Unusual Passivity on a Dry Board
If an aggressive player suddenly checks to you on a dry rainbow board — especially out of position after calling a preflop raise — their range is polarized. They either have complete air or a monster. With air, they'd usually bet to take the pot. A check on a dry board from an aggressor often indicates a trap. Proceed with caution if you have anything less than a very strong hand yourself.
Quick Smooth Calls of Large Bets
When an opponent instantly calls a large raise or bet with no apparent thought, it often signals extreme strength. A player who is bluffing or calling with a marginal hand usually takes time to weigh their options. A snap call of a large bet — especially on the flop or turn — frequently means a slowplayed set or two pair waiting for the river. Use this timing tell in combination with board texture.
Checking Back in Position on Dry Boards
When an in-position player checks behind on a dry flop rather than taking the free opportunity to continuation bet, their range includes both bluff-catchers and monsters. The dry board gives them no reason to fear draws, so checking back can represent either waiting to raise the turn or having nothing. If they suddenly show aggression on the turn or river, evaluate whether a trap was set.
HUD Stats That Reveal Trapping Tendencies
Check an opponent's check-raise flop percentage. Players with a high check-raise% (above 12-15%) frequently trap by checking strong hands and raising bets. A high check-call turn percentage combined with a high fold-to-cbet on the flop creates a counterintuitive pattern — they're folding medium hands to your bets but calling with monsters. PlasmaPoker's built-in HUD tracks all these stats in real time so you can identify trap-prone opponents before it costs you.

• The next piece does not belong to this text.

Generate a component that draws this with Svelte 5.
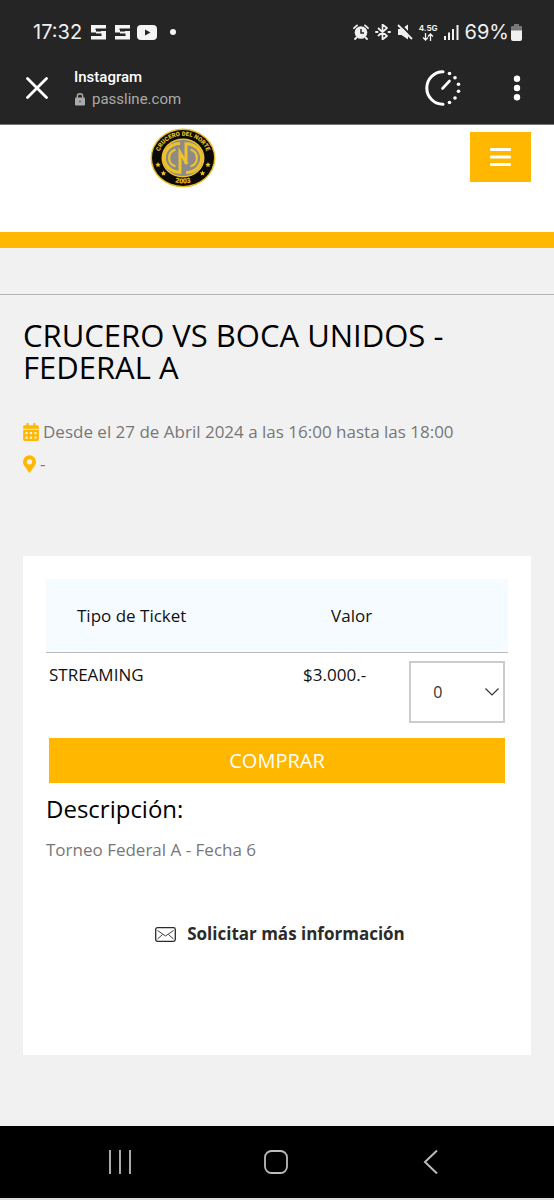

Stack-to-Pot Ratio Awareness
When an opponent calls a raise and then plays very passively with a low SPR situation forming, they may be preparing for a check-raise or a call-shove on a later street. If you notice that a pot is building to a size where an all-in would be reasonable and your opponent is inexplicably quiet, consider that they may be pot-building for the moment they reveal their strength. Slow down before committing your stack.